From 900-1300 people's involvement in politics or law, for there was no distinction, was ruled by community responsibility, flexible local customs and common sense. It was widely recognized that communities take care of their own, and the right to be tried in your own town was a pervasive principle. Trial ordeals, such as the scalding of a hand, with acquittal if it healed properly, were uncommon procedures that would be carried out only with consensus, always accompanied by lengthy debate over substantial issues. Importantly, accepting ordeals as arbiters did not necessarily imply belief in divine intervention, any more than accepting a jury’s verdict implies belief in juror infallibility. Sentences were not often harsh, or even carried out: the trial itself was in many instances considered sanction enough. Rule by custom aimed at equity, justice, and reconciliation, in equal parts.

Reynolds demonstrates that this was not the Christian age most people imagine, and the evidence that it was peculiarly superstitious is poor. The church’s influence was concentrated on leadership, and in the few cities. Parishes were created through lay initiative, attested to by the extent to which rural custom shapes modern Christian celebration.

Quod omnes similiter tangit ab omnibus comprobetur, [“what touches all should be approved by all”] was a principle that penetrated the economic and political lives of peasants in this age. Villages managed their harvests and could determine their wages, prices and barter arrangements. They negotiated collectively, held lands, funds and parish in common, and were flexible in regards to ideas of ownership and collective responsibility. Together they negotiated or fought for independence from arbitrary or unfair treatment from lords, bishops and Kings. Such community independence was considered normal, not revolutionary in the modern historical sense.

Everyone considered it a right and duty to participate in governing the community. The citizens often participated through loose collective social groups, early guilds, that didn’t have any legal definition, despite the search for one by modern legal scholars. When a group didn’t have a seal it didn’t mean it wasn’t legitimate, just that it had no seal.
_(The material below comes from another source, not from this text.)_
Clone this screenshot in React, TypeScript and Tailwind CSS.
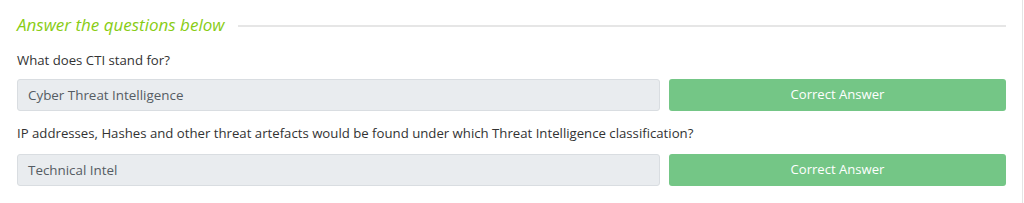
const questions = [
  { q: "What does CTI stand for?", a: "Cyber Threat Intelligence" },
  {
    q: "IP addresses, Hashes and other threat artefacts would be found under which Threat Intelligence classification?",
    a: "Technical Intel",
  },
];

export default function App() {
  return (
    <div className="h-[203px] w-[1024px] bg-white font-['Open_Sans',sans-serif] text-[#333]">
      <div className="h-full w-[1023px] border-r border-[#e4e4e4] pl-[17px] pr-[16px] pt-[14px]">
        <div className="flex items-center gap-[14px]">
          <h3 className="whitespace-nowrap text-[17px] italic leading-[22px] text-[#88cc14]">
            Answer the questions below
          </h3>
          <div className="mt-[1px] h-[2px] flex-1 bg-[#e6e6e6]" />
        </div>
        {questions.map((item, i) => (
          <div key={i} className={i === 0 ? "mt-[14px]" : "mt-[12px]"}>
            <p className="text-[13.2px] leading-[20px]">{item.q}</p>
            <div className={i === 0 ? "mt-[9px] flex gap-[9px]" : "mt-[11px] flex gap-[9px]"}>
              <div className="flex h-[32px] flex-1 items-center rounded-[3px] border border-[#d9dde1] bg-[#e9ecef] px-[10px] text-[13.4px] text-[#555c63]">
                {item.a}
              </div>
              <button className="h-[32px] w-[337px] rounded-[3px] bg-[#74c686] text-[13.1px] text-white">
                Correct Answer
              </button>
            </div>
          </div>
        ))}
      </div>
    </div>
  );
}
There is record of a group of prisoners in a large city who had a seal, an unlikely candidate for legal corporate status in the modern sense.

Guilds in this period were loose groups of men and women who often had dinner together, kept the peace, might have religious affinity, and took oaths of mutual support. The first town governments were often pre-existing guilds. Like mutual support societies of 19th century, guilds flourished throughout Europe in times of migration, when people needed each other’s help within a new community. The evidence is that discussion in these medieval towns, even without literacy or classics, was of a high level, and should be viewed with more respect.